Martinez then used his cross-exam to undercut Aramouni’s knowledge of FDA investigation procedures, asking Aramouni if he had visited FDA facilities in connection with the investigation and grilling Aramouni on what information the FDA would receive in a similar hypothetical investigation.

Despite Martinez’s phrasing of each question to elicit a yes or no response, Aramouni became reluctant to limit his answers, looking to expound, particularly on hypotheticals Martinez raised.

But when Aramouni moved beyond a short answer, Martinez would cut him off, moving to the next question.

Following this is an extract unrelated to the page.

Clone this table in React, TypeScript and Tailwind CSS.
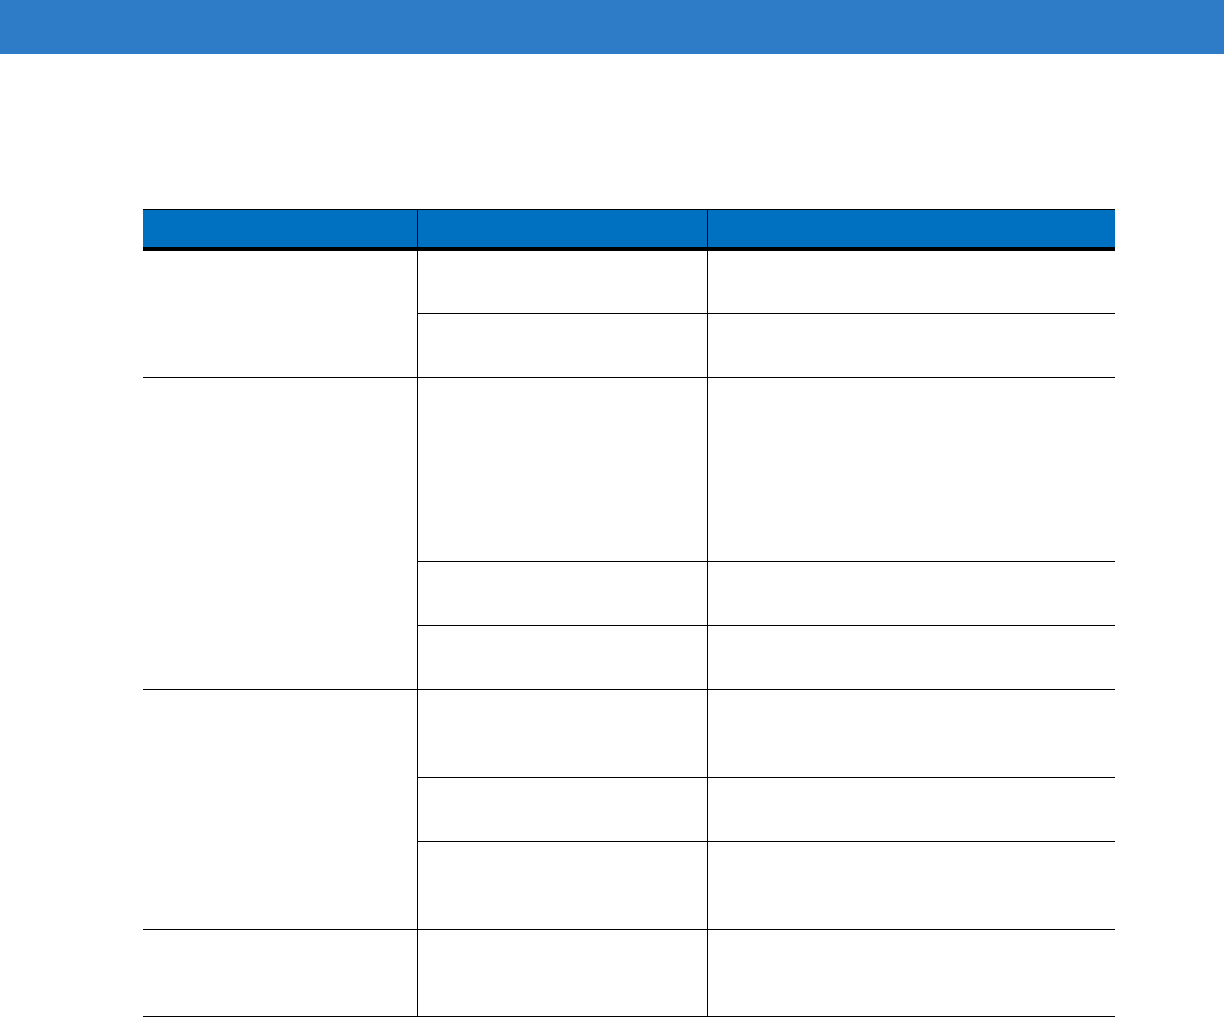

Eventually Judge John Wiley began to intercede, admonishing Aramouni to limit his responses.

In fact Wiley interceded at least three times, explaining to Aramouni that he could answer yes or no on cross exam.

“I understand that, but some answers cannot be yes or no,” Aramouni responded, apparently frustrated. “Some questions are so hypothetical that they don’t have yes or no answers.”

 “The third proper response is “I don’t know” or “I can’t answer,” Judge Wiley replied.

Despite that admonition, Aramouni moments later found himself unwilling to restrict himself to a yes or no answer. As Judge Wiley admonished him yet again, Aramouni said “I understand and it’s a hypothetical Sir, so I—“

“I’m sorry!” Judge Wiley interrupted, explaining yet again that the answers on cross were to be limited.

The cross-exam likely undermined Aramouni’s credibility on knowledge related to FDA investigations and procedures surrounding the investigation and painted him as a witness who knew nothing of the specifics of the case.

In his closing argument, Martinez reminded jurors of the exchange, using it to broadly attack Aramouni’s conclusions. Regarding the back-and-forth on questioning on FDA hypothetical investigations, “Dr. Aramouni fought me and [said things like] ‘It depends,’ and Judge Wiley had to intercede a little bit, and finally he said ‘I don’t know,’” Martinez told the jury. “He doesn’t know. We know the FDA did an investigation… If he doesn’t know this then why is he even qualified to be here?…. He offers you junk science.”

Jurors cleared both Townsend and Goknur in a case where the plaintiffs sought $18 million.